##### Source material
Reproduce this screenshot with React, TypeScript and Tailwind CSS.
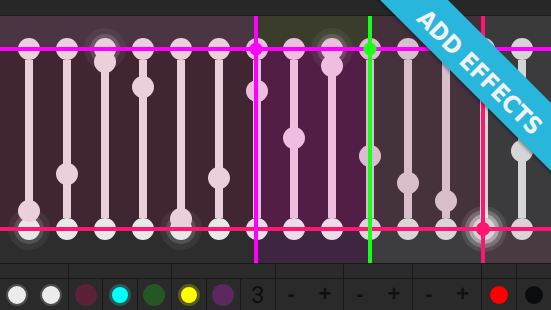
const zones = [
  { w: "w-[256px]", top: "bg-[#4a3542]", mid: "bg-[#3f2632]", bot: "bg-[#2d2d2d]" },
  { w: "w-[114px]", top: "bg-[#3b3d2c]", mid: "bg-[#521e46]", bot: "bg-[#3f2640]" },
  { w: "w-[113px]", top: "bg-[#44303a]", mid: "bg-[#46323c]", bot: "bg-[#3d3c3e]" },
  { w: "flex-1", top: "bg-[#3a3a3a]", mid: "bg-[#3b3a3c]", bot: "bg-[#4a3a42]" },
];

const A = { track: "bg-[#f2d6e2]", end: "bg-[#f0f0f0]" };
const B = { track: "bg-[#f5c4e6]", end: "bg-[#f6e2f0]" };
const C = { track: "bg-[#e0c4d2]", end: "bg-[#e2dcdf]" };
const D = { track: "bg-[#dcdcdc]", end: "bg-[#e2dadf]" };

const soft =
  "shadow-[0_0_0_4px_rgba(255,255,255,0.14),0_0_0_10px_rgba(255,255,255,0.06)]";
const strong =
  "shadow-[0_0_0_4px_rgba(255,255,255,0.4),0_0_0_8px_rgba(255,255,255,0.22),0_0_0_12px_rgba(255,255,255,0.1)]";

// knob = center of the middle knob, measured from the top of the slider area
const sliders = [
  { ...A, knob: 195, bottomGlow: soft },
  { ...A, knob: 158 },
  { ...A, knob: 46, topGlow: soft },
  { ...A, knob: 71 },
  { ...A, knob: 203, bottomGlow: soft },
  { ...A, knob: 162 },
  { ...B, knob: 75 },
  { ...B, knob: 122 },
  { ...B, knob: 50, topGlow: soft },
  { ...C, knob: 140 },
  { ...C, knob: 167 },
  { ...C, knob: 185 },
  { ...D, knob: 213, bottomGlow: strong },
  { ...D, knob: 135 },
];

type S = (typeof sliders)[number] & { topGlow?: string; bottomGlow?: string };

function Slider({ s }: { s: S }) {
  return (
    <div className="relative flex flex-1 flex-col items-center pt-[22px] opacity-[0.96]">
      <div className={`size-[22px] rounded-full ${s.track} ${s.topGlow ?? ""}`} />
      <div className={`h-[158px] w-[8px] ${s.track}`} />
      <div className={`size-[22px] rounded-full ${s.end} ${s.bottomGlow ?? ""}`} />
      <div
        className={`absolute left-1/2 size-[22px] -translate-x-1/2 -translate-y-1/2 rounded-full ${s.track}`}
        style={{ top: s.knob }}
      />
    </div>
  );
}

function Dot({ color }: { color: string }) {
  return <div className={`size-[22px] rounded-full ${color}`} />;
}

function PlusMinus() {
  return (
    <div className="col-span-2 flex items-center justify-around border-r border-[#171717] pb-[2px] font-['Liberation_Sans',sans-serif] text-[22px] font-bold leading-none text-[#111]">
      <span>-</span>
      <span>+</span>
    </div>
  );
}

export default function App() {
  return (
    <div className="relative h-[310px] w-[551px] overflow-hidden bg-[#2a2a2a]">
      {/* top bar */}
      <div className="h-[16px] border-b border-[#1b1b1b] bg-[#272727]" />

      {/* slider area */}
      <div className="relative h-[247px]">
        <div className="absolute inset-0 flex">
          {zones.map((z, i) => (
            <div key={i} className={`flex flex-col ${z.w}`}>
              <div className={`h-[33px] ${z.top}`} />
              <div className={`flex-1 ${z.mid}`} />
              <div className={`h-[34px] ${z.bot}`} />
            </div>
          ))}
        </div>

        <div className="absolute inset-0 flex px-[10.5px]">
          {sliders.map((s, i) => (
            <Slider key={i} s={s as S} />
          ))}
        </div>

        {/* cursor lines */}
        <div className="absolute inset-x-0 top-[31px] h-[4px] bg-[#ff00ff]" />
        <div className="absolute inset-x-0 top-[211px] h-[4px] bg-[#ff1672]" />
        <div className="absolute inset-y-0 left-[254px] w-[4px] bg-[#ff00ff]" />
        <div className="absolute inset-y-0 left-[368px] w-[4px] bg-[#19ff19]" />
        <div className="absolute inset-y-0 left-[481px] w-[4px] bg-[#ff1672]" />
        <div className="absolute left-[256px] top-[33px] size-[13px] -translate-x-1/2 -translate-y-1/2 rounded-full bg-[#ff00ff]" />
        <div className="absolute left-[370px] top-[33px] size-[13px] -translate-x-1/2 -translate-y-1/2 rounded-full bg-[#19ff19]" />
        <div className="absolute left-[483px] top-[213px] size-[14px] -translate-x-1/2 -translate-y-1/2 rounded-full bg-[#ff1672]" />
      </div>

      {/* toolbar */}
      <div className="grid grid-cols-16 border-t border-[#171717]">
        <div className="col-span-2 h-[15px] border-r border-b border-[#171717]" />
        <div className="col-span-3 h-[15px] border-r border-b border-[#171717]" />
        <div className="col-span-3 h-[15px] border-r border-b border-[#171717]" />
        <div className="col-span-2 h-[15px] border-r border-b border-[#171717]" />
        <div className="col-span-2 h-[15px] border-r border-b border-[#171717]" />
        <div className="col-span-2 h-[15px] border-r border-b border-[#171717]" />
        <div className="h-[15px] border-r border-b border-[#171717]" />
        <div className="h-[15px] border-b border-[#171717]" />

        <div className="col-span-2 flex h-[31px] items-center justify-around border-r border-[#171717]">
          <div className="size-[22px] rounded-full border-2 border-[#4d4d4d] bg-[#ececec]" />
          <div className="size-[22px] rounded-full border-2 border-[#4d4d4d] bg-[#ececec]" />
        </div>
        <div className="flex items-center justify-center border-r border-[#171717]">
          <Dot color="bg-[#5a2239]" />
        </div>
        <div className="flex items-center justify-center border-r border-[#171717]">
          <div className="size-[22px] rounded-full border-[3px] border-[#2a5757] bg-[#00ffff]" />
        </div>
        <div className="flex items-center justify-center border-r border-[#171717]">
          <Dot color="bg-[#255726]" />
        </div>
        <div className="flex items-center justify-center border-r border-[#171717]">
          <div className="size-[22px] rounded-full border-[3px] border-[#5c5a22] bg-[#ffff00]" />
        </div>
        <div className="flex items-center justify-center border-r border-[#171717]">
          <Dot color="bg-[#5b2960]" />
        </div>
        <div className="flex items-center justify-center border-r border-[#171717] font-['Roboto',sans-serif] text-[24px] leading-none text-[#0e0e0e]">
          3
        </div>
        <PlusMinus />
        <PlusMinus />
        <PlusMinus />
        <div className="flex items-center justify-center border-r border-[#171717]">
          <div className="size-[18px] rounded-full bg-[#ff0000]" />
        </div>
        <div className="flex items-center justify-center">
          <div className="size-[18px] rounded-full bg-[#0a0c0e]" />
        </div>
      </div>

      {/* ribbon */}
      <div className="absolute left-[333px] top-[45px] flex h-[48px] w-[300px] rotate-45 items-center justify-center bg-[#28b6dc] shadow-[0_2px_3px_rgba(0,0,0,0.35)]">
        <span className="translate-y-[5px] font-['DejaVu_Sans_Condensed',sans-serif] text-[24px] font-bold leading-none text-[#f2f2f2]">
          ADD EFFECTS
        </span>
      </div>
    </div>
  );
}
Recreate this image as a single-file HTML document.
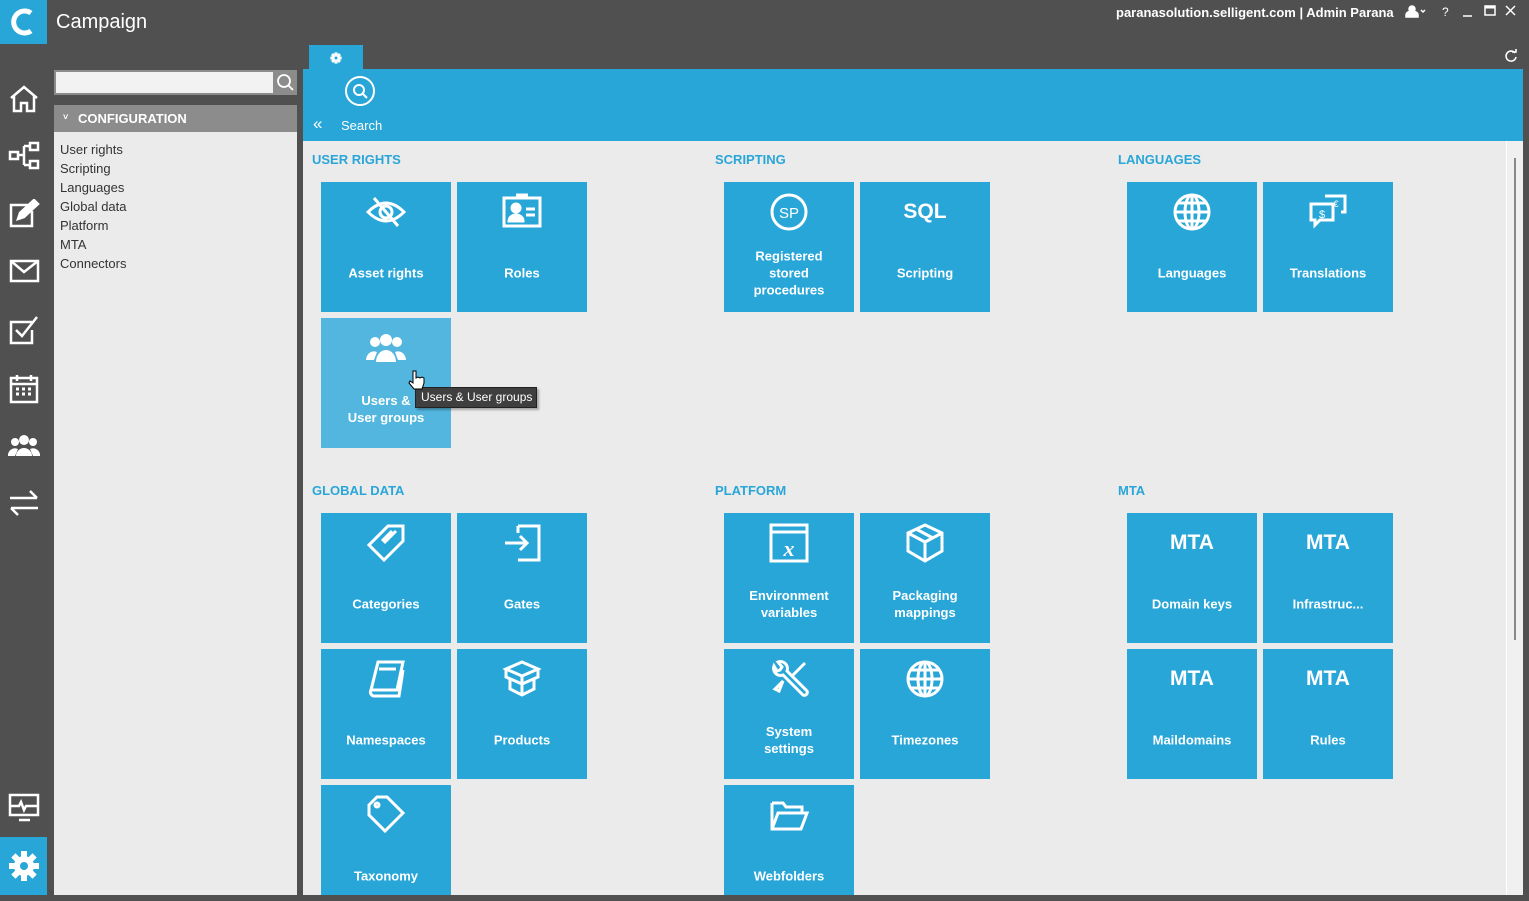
##########
* Set task
Output every entry verbatim. Pictures do not belong in the copy.

* Output
Reproduce this screenshot with React, TypeScript and Tailwind CSS.
const zones = [
  { w: "w-[256px]", top: "bg-[#4a3542]", mid: "bg-[#3f2632]", bot: "bg-[#2d2d2d]" },
  { w: "w-[114px]", top: "bg-[#3b3d2c]", mid: "bg-[#521e46]", bot: "bg-[#3f2640]" },
  { w: "w-[113px]", top: "bg-[#44303a]", mid: "bg-[#46323c]", bot: "bg-[#3d3c3e]" },
  { w: "flex-1", top: "bg-[#3a3a3a]", mid: "bg-[#3b3a3c]", bot: "bg-[#4a3a42]" },
];

const A = { track: "bg-[#f2d6e2]", end: "bg-[#f0f0f0]" };
const B = { track: "bg-[#f5c4e6]", end: "bg-[#f6e2f0]" };
const C = { track: "bg-[#e0c4d2]", end: "bg-[#e2dcdf]" };
const D = { track: "bg-[#dcdcdc]", end: "bg-[#e2dadf]" };

const soft =
  "shadow-[0_0_0_4px_rgba(255,255,255,0.14),0_0_0_10px_rgba(255,255,255,0.06)]";
const strong =
  "shadow-[0_0_0_4px_rgba(255,255,255,0.4),0_0_0_8px_rgba(255,255,255,0.22),0_0_0_12px_rgba(255,255,255,0.1)]";

// knob = center of the middle knob, measured from the top of the slider area
const sliders = [
  { ...A, knob: 195, bottomGlow: soft },
  { ...A, knob: 158 },
  { ...A, knob: 46, topGlow: soft },
  { ...A, knob: 71 },
  { ...A, knob: 203, bottomGlow: soft },
  { ...A, knob: 162 },
  { ...B, knob: 75 },
  { ...B, knob: 122 },
  { ...B, knob: 50, topGlow: soft },
  { ...C, knob: 140 },
  { ...C, knob: 167 },
  { ...C, knob: 185 },
  { ...D, knob: 213, bottomGlow: strong },
  { ...D, knob: 135 },
];

type S = (typeof sliders)[number] & { topGlow?: string; bottomGlow?: string };

function Slider({ s }: { s: S }) {
  return (
    <div className="relative flex flex-1 flex-col items-center pt-[22px] opacity-[0.96]">
      <div className={`size-[22px] rounded-full ${s.track} ${s.topGlow ?? ""}`} />
      <div className={`h-[158px] w-[8px] ${s.track}`} />
      <div className={`size-[22px] rounded-full ${s.end} ${s.bottomGlow ?? ""}`} />
      <div
        className={`absolute left-1/2 size-[22px] -translate-x-1/2 -translate-y-1/2 rounded-full ${s.track}`}
        style={{ top: s.knob }}
      />
    </div>
  );
}

function Dot({ color }: { color: string }) {
  return <div className={`size-[22px] rounded-full ${color}`} />;
}

function PlusMinus() {
  return (
    <div className="col-span-2 flex items-center justify-around border-r border-[#171717] pb-[2px] font-['Liberation_Sans',sans-serif] text-[22px] font-bold leading-none text-[#111]">
      <span>-</span>
      <span>+</span>
    </div>
  );
}

export default function App() {
  return (
    <div className="relative h-[310px] w-[551px] overflow-hidden bg-[#2a2a2a]">
      {/* top bar */}
      <div className="h-[16px] border-b border-[#1b1b1b] bg-[#272727]" />

      {/* slider area */}
      <div className="relative h-[247px]">
        <div className="absolute inset-0 flex">
          {zones.map((z, i) => (
            <div key={i} className={`flex flex-col ${z.w}`}>
              <div className={`h-[33px] ${z.top}`} />
              <div className={`flex-1 ${z.mid}`} />
              <div className={`h-[34px] ${z.bot}`} />
            </div>
          ))}
        </div>

        <div className="absolute inset-0 flex px-[10.5px]">
          {sliders.map((s, i) => (
            <Slider key={i} s={s as S} />
          ))}
        </div>

        {/* cursor lines */}
        <div className="absolute inset-x-0 top-[31px] h-[4px] bg-[#ff00ff]" />
        <div className="absolute inset-x-0 top-[211px] h-[4px] bg-[#ff1672]" />
        <div className="absolute inset-y-0 left-[254px] w-[4px] bg-[#ff00ff]" />
        <div className="absolute inset-y-0 left-[368px] w-[4px] bg-[#19ff19]" />
        <div className="absolute inset-y-0 left-[481px] w-[4px] bg-[#ff1672]" />
        <div className="absolute left-[256px] top-[33px] size-[13px] -translate-x-1/2 -translate-y-1/2 rounded-full bg-[#ff00ff]" />
        <div className="absolute left-[370px] top-[33px] size-[13px] -translate-x-1/2 -translate-y-1/2 rounded-full bg-[#19ff19]" />
        <div className="absolute left-[483px] top-[213px] size-[14px] -translate-x-1/2 -translate-y-1/2 rounded-full bg-[#ff1672]" />
      </div>

      {/* toolbar */}
      <div className="grid grid-cols-16 border-t border-[#171717]">
        <div className="col-span-2 h-[15px] border-r border-b border-[#171717]" />
        <div className="col-span-3 h-[15px] border-r border-b border-[#171717]" />
        <div className="col-span-3 h-[15px] border-r border-b border-[#171717]" />
        <div className="col-span-2 h-[15px] border-r border-b border-[#171717]" />
        <div className="col-span-2 h-[15px] border-r border-b border-[#171717]" />
        <div className="col-span-2 h-[15px] border-r border-b border-[#171717]" />
        <div className="h-[15px] border-r border-b border-[#171717]" />
        <div className="h-[15px] border-b border-[#171717]" />

        <div className="col-span-2 flex h-[31px] items-center justify-around border-r border-[#171717]">
          <div className="size-[22px] rounded-full border-2 border-[#4d4d4d] bg-[#ececec]" />
          <div className="size-[22px] rounded-full border-2 border-[#4d4d4d] bg-[#ececec]" />
        </div>
        <div className="flex items-center justify-center border-r border-[#171717]">
          <Dot color="bg-[#5a2239]" />
        </div>
        <div className="flex items-center justify-center border-r border-[#171717]">
          <div className="size-[22px] rounded-full border-[3px] border-[#2a5757] bg-[#00ffff]" />
        </div>
        <div className="flex items-center justify-center border-r border-[#171717]">
          <Dot color="bg-[#255726]" />
        </div>
        <div className="flex items-center justify-center border-r border-[#171717]">
          <div className="size-[22px] rounded-full border-[3px] border-[#5c5a22] bg-[#ffff00]" />
        </div>
        <div className="flex items-center justify-center border-r border-[#171717]">
          <Dot color="bg-[#5b2960]" />
        </div>
        <div className="flex items-center justify-center border-r border-[#171717] font-['Roboto',sans-serif] text-[24px] leading-none text-[#0e0e0e]">
          3
        </div>
        <PlusMinus />
        <PlusMinus />
        <PlusMinus />
        <div className="flex items-center justify-center border-r border-[#171717]">
          <div className="size-[18px] rounded-full bg-[#ff0000]" />
        </div>
        <div className="flex items-center justify-center">
          <div className="size-[18px] rounded-full bg-[#0a0c0e]" />
        </div>
      </div>

      {/* ribbon */}
      <div className="absolute left-[333px] top-[45px] flex h-[48px] w-[300px] rotate-45 items-center justify-center bg-[#28b6dc] shadow-[0_2px_3px_rgba(0,0,0,0.35)]">
        <span className="translate-y-[5px] font-['DejaVu_Sans_Condensed',sans-serif] text-[24px] font-bold leading-none text-[#f2f2f2]">
          ADD EFFECTS
        </span>
      </div>
    </div>
  );
}
Recreate this image as a single-file HTML document.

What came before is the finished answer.